Сарафан не отчищался. В разбитое окно тянуло неприятным сквозняком и чем-то затхлым. И в довершение всех бед на дворе вдруг проснулись лягушки. Целый хор лягушек, которые разом принялись квакать. Да так громко, что у меня моментально разболелась голова. Я бросила безуспешные попытки привести себя в порядок, плюхнулась обратно на лавку и разрыдалась.

Я оплакивала сразу всё. И обиду. И свою запутанную жизнь. И неудавшуюся любовь. Словно со слезами из меня могла выйти вся та боль, которая комком собралась в груди, терзая сердце и душу ледяными иголками.

Слёзы помогли. Не то чтобы я выбросила из головы двойное предательство Ильи. Нет. Мне казалось, что этот проклятущий опыт останется со мной до конца моих дней. Но слёзы будто смыли боль куда-то на дно души. Я о ней помнила, я чувствовала её ежесекундно, но параллельно могла мыслить сравнительно здраво, не срываясь в истерику при каждом случайном воспоминании. Правда, времени это заняло вагон и маленькую тележку. Кое-как опомнилась я уже глубокой ночью, да и то тело ломило так, будто я не сопли на кулак наматывала, а в одиночку разгрузила парочку вагонов с углем.

Исследовать во мраке безлунной ночи, куда меня занесло вместо избушки на курьих ножках, у меня не осталось ни сил, ни желания. Я свернулась клубочком на той же лавке, где рыдала, обхватила колени руками и опустила явно распухшие от слёз веки.

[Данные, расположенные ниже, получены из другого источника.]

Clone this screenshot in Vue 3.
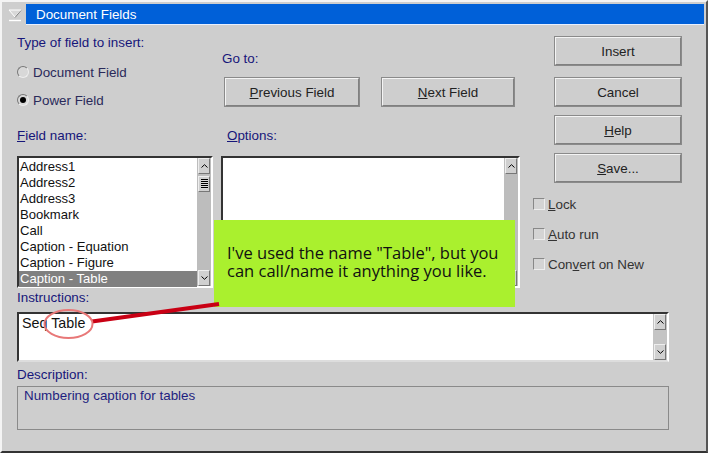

Несмотря на царивший в домике холод, сон явился мгновенно. Я ухнула в него как в чёрное бесконечное ничто, а когда секунду спустя открыла глаза, в разбитое окно уже вовсю светило солнце.

Я села, хрустнув суставами как старая бабка. А потом поспешно вскочила на ноги. Солнце солнцем, но в избушке его явно не хватало: у меня зуб на зуб не попадал от утренней прохлады.